What Clean Specs Achieve, WAS: Colonialism, SAX, Java, and Namespaces
Rob Schoening
rschoening at unforgettable.com
Mon Feb 8 20:49:34 GMT 1999
>>Bill la Forge wrote:
>>> One of the big advantages of Java is that a small shop can
>>> tackle significant projects. With clean specs, the same will
>>> be true for XML.
>>>
>>
>>Hands up, who has read the Java spec (and that's not the same as reading
>>the nice clear instructions given to you by the people who wrote the
>>compiler)?
This spec debate is missing the point. Languages like C and Java have
clean specs because the language design is also clean. The fact that their
specs are clean follows from the fact that the people who wrote the clean
language will write a clean spec!
XML's problems do not turn on its specs. The central problem is that the
question "What is XML?" has no definite answer.
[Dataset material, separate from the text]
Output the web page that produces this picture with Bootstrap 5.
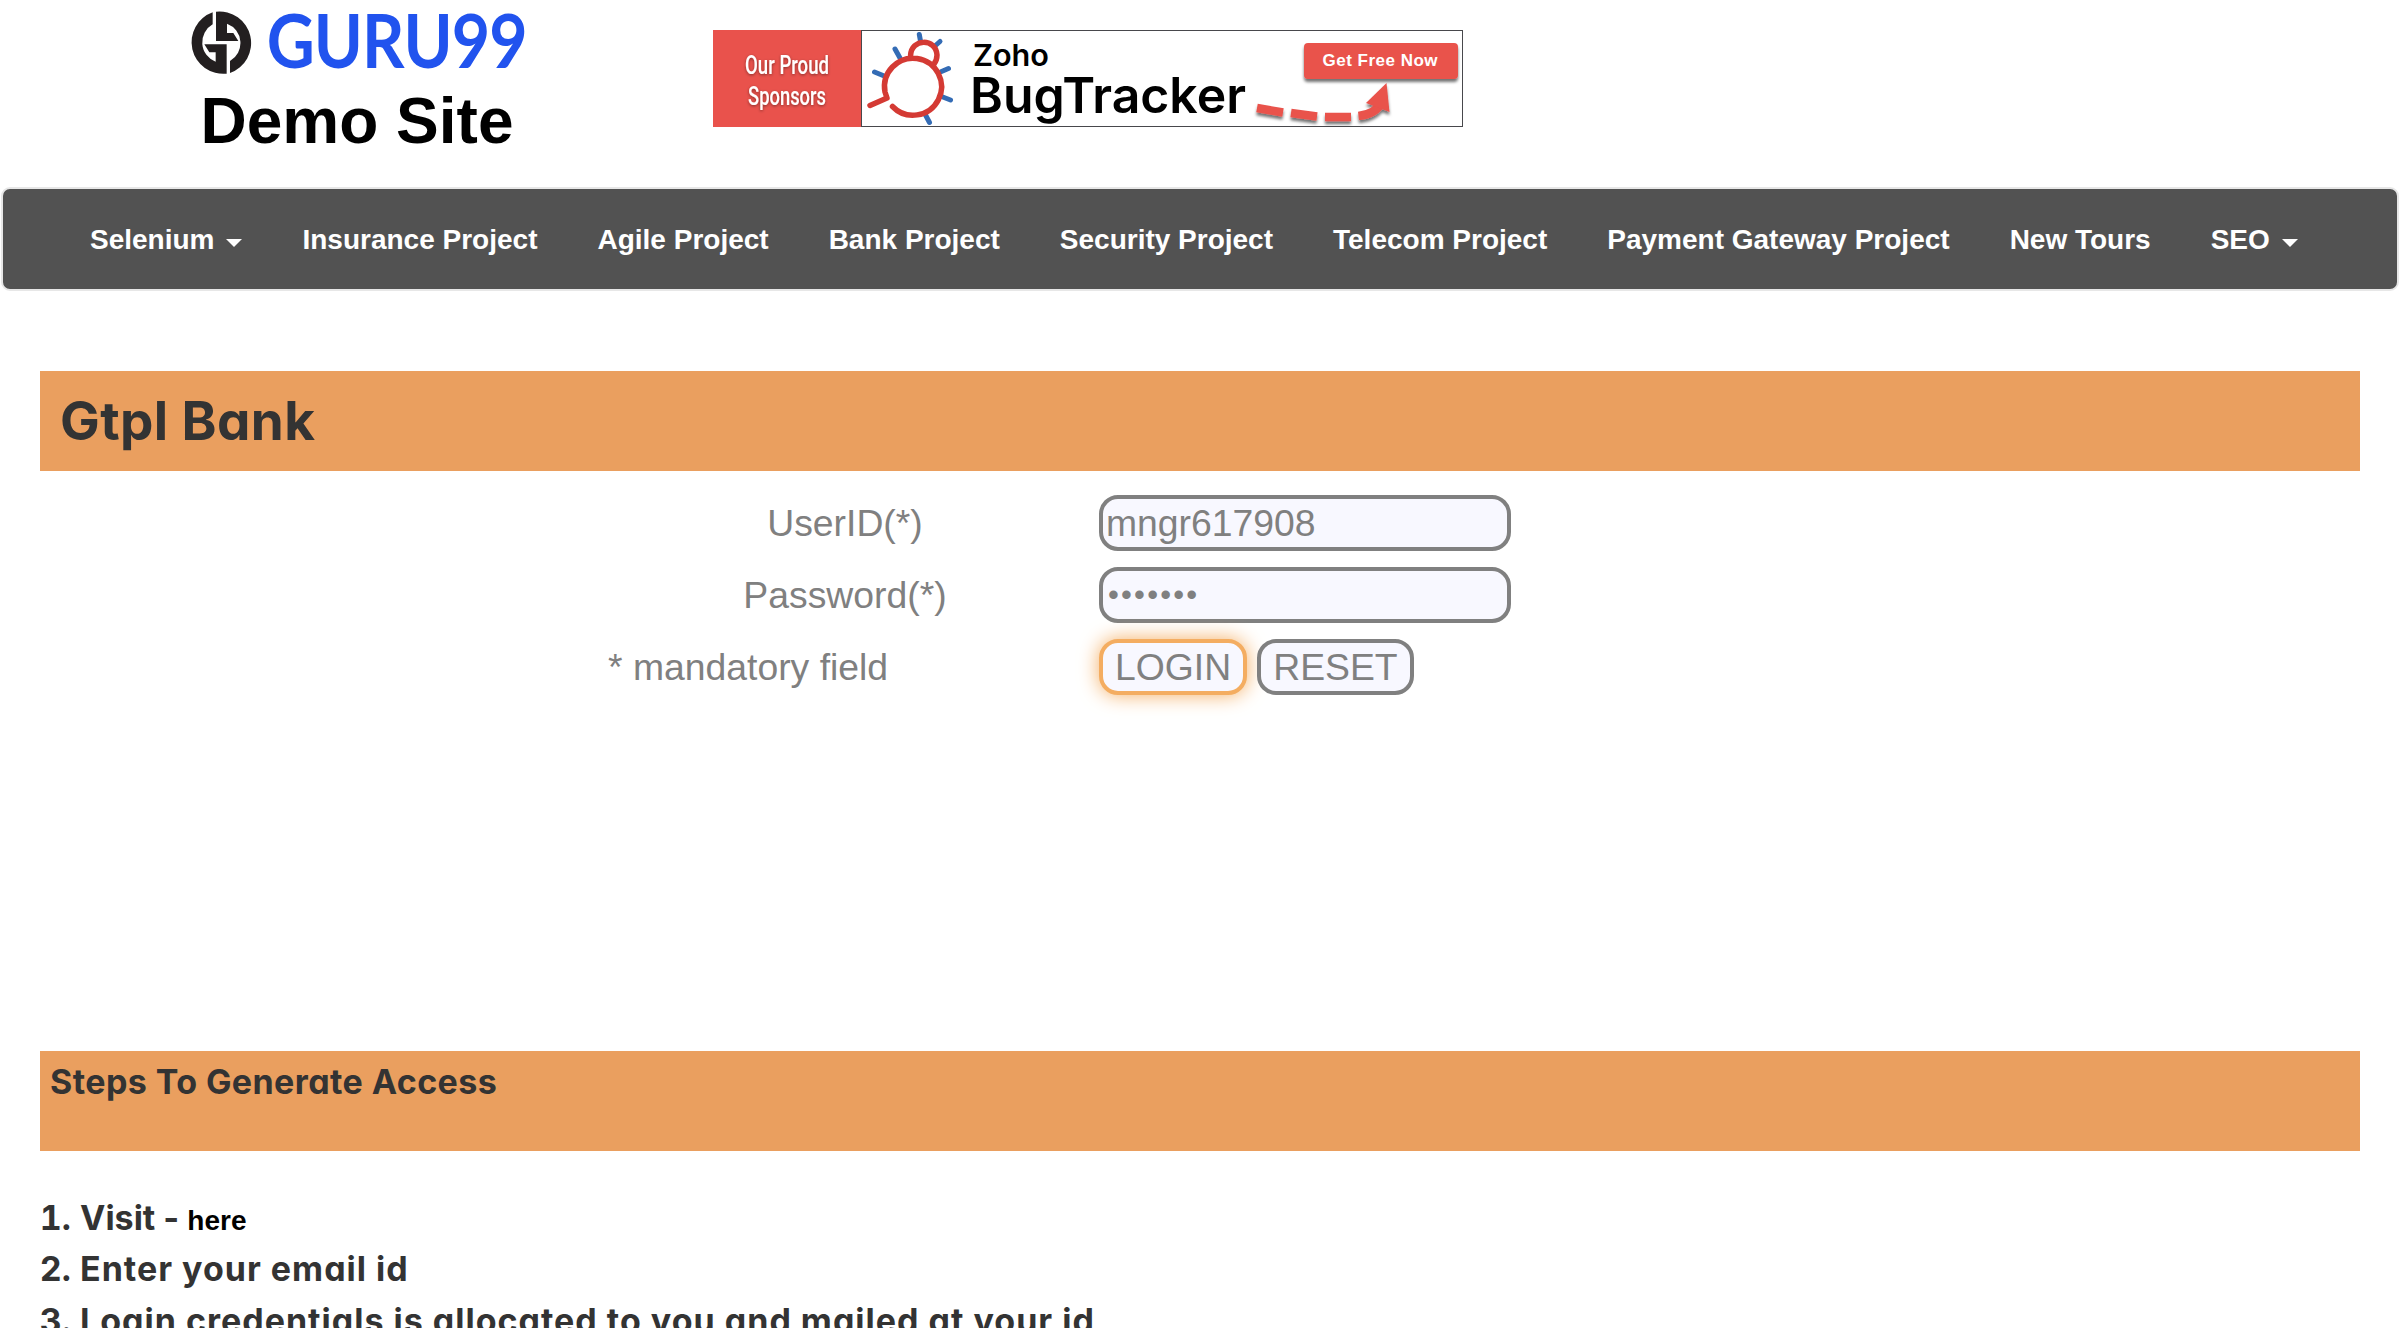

Between XML proper,
Namespaces, DOM, SAX, XSL, et al, it seems pretty obvious to me that there
is nothing unifying this chaos.
Java has its core classes.
C has C library.
C++ has the C library and STL.
Unix has unix tools!
Perl has its standard modules.
XML has nothing of the kind. I hate to sound pessimistic, but if things
are left to evolve this way, XML is going to become just another
open-standard *file format*.
XML desperately needs an XDK. Moreover, the XDK's component parts need to
be developed as if they were part of a whole.